À titre personnel pour le dirigeant, cela permet de céder une partie de l’entreprise sans avoir à en céder pour la totalité. Certains veulent pouvoir monétiser une partie pour pouvoir réaliser un investissement personnel sans pour autant se séparer de leur entreprise pour pouvoir continuer à la développer. En private equity, il n’y a pas cette liberté, souvent c’est une vente totale ou rien.
L’IPO est-elle adaptée à toutes les entreprises ?
Si vous ne faites pas de croissance, si vous n’avez pas de visibilité dessus dans les prochaines années, il faut éviter. Car si vous n’avez pas de bonnes perspectives, c’est le risque de subir le boomerang de la cotation : si vous ne délivrez pas ce que vous avez promis au marché, votre titre va baisser et votre valorisation va baisser, ce qui ne sera pas le cas dans le private equity.

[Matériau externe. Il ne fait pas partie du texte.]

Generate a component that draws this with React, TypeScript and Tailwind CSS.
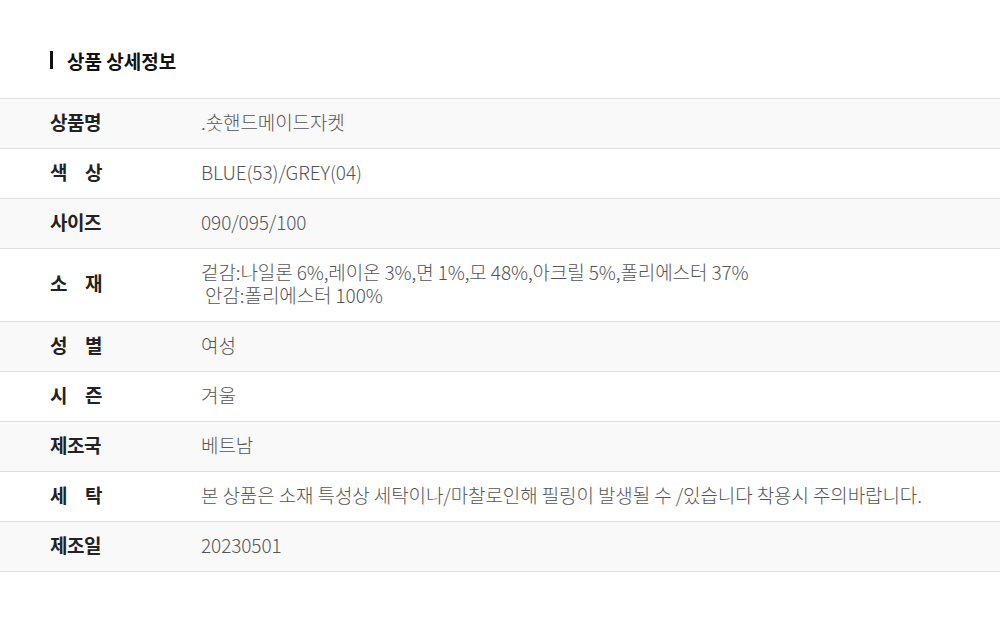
import React from "react";

type Row = { label: string[]; value: string[]; tall?: boolean };

const rows: Row[] = [
  { label: ["상품명"], value: [".숏핸드메이드자켓"] },
  { label: ["색", "상"], value: ["BLUE(53)/GREY(04)"] },
  { label: ["사이즈"], value: ["090/095/100"] },
  {
    label: ["소", "재"],
    value: ["겉감:나일론 6%,레이온 3%,면 1%,모 48%,아크릴 5%,폴리에스터 37%", " 안감:폴리에스터 100%"],
    tall: true,
  },
  { label: ["성", "별"], value: ["여성"] },
  { label: ["시", "즌"], value: ["겨울"] },
  { label: ["제조국"], value: ["베트남"] },
  { label: ["세", "탁"], value: ["본 상품은 소재 특성상 세탁이나/마찰로인해 필링이 발생될 수 /있습니다 착용시 주의바랍니다."] },
  { label: ["제조일"], value: ["20230501"] },
];

export default function App() {
  return (
    <div
      className="w-[1000px] h-[621px] bg-white pt-[51px]"
      style={{ fontFamily: '"Noto Sans CJK KR", "Noto Sans", sans-serif' }}
    >
      <div className="flex items-center pl-[50px] h-[18px] mb-[29px]">
        <div className="w-[3px] h-[18px] bg-[#111]" />
        <div className="ml-[14px] text-[19px] font-bold text-[#111] leading-none">상품 상세정보</div>
      </div>
      <div className="border-t border-[#dedede]">
        {rows.map((r, i) => (
          <div
            key={i}
            className={`flex items-center border-b border-[#dedede] pb-[4px] ${r.tall ? "h-[73px]" : "h-[50px]"} ${
              i % 2 === 0 ? "bg-[#f9f9f9]" : "bg-white"
            }`}
          >
            <div className="w-[201px] pl-[50px] shrink-0">
              <div className="w-[52px] flex justify-between text-[19px] font-bold text-[#222] leading-[22px] tracking-[-0.5px]">
                {r.label.map((c, j) => (
                  <span key={j}>{c}</span>
                ))}
              </div>
            </div>
            <div className="text-[19px] font-light text-[#555] leading-[23px] tracking-[-0.1px]">
              {r.value.map((v, j) => (
                <div key={j} className="whitespace-pre h-[23px]">
                  {v}
                </div>
              ))}
            </div>
          </div>
        ))}
      </div>
    </div>
  );
}
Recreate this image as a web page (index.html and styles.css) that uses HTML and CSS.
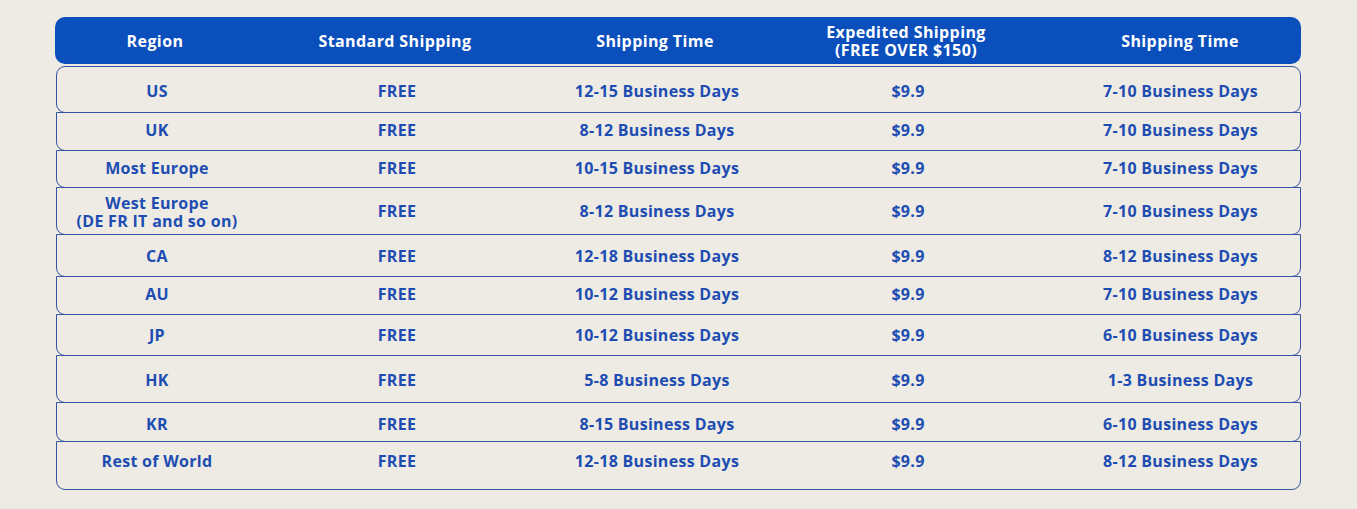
FILE: index.html
```html
<!DOCTYPE html>
<html lang="en">
<head>
<meta charset="utf-8">
<title>Shipping</title>
<link rel="stylesheet" href="styles.css">
</head>
<body>
<div class="table">
  <div class="head">
    <div class="c">Region</div>
    <div class="c">Standard Shipping</div>
    <div class="c">Shipping Time</div>
    <div class="c two">Expedited Shipping<br>(FREE OVER $150)</div>
    <div class="c last">Shipping Time</div>
  </div>
  <div class="rows">
    <div class="row r1"><div class="c">US</div><div class="c">FREE</div><div class="c">12-15 Business Days</div><div class="c">$9.9</div><div class="c last">7-10 Business Days</div></div>
    <div class="row r2"><div class="c">UK</div><div class="c">FREE</div><div class="c">8-12 Business Days</div><div class="c">$9.9</div><div class="c last">7-10 Business Days</div></div>
    <div class="row r3"><div class="c">Most Europe</div><div class="c">FREE</div><div class="c">10-15 Business Days</div><div class="c">$9.9</div><div class="c last">7-10 Business Days</div></div>
    <div class="row r4"><div class="c two">West Europe<br>(DE FR IT and so on)</div><div class="c">FREE</div><div class="c">8-12 Business Days</div><div class="c">$9.9</div><div class="c last">7-10 Business Days</div></div>
    <div class="row r5"><div class="c">CA</div><div class="c">FREE</div><div class="c">12-18 Business Days</div><div class="c">$9.9</div><div class="c last">8-12 Business Days</div></div>
    <div class="row r6"><div class="c">AU</div><div class="c">FREE</div><div class="c">10-12 Business Days</div><div class="c">$9.9</div><div class="c last">7-10 Business Days</div></div>
    <div class="row r7"><div class="c">JP</div><div class="c">FREE</div><div class="c">10-12 Business Days</div><div class="c">$9.9</div><div class="c last">6-10 Business Days</div></div>
    <div class="row r8"><div class="c">HK</div><div class="c">FREE</div><div class="c">5-8 Business Days</div><div class="c">$9.9</div><div class="c last">1-3 Business Days</div></div>
    <div class="row r9"><div class="c">KR</div><div class="c">FREE</div><div class="c">8-15 Business Days</div><div class="c">$9.9</div><div class="c last">6-10 Business Days</div></div>
    <div class="row r10"><div class="c">Rest of World</div><div class="c">FREE</div><div class="c">12-18 Business Days</div><div class="c">$9.9</div><div class="c last">8-12 Business Days</div></div>
  </div>
</div>
</body>
</html>
```
FILE: styles.css
```css
html, body {
  margin: 0;
  padding: 0;
  background: #eeebe4;
}
body {
  font-family: "Open Sans", "DejaVu Sans", sans-serif;
  font-weight: 700;
  font-size: 16px;
  letter-spacing: 0.3px;
}
.table {
  margin: 17px 0 0 55px;
  width: 1246px;
}
.head, .row {
  display: grid;
  grid-template-columns: 200px 280px 240px 262px 1fr;
  align-items: center;
}
.head {
  background: #0b4fbd;
  color: #ffffff;
  height: 47px;
  border-radius: 10px;
  font-size: 16px;
  letter-spacing: 0.4px;
}
.c {
  text-align: center;
  line-height: 18px;
  white-space: nowrap;
}
.two {
  line-height: 18px;
  padding-top: 1px;
}
.last {
  padding-left: 22px;
}
.rows {
  margin-top: 2px;
  margin-left: 1px;
  color: #1d4db2;
}
.row {
  border: 1.3px solid #3552a3;
  border-radius: 0 0 9px 9px;
  margin-top: -1px;
  box-sizing: border-box;
}
.row.r1 { border-radius: 9px; height: 47px; margin-top: 0; padding-top: 2px; }
.r2 { height: 39px; padding-bottom: 3px; }
.r3 { height: 38px; padding-bottom: 3px; }
.r4 { height: 48px; }
.r5 { height: 43px; padding-top: 1px; }
.r6 { height: 39px; padding-bottom: 3px; }
.r7 { height: 42px; padding-bottom: 1px; }
.r8 { height: 48px; padding-top: 1px; }
.r9 { height: 40px; padding-top: 4px; }
.r10 { height: 49px; padding-bottom: 10px; }
```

Les dirigeants font souvent le choix de la Bourse pour l’indépendance de la gouvernance. C’est tout à fait clé. Il n’y a pas de pacte d’actionnaires lors d’une IPO. Enfin, le pacte d'actionnaire tombe quand on arrive en bourse. Le dirigeant retrouve une marge de manœuvre dans la gestion de son entreprise qu’il n’avait pas avec des fonds très intrusifs. En bourse, il y a des investisseurs qui s’en vont en cas de mécontentements mais il n’y a pas de perte de contrôle. Nous avons beaucoup d’entreprises cotées de petites tailles pour qui c’était un argument de taille.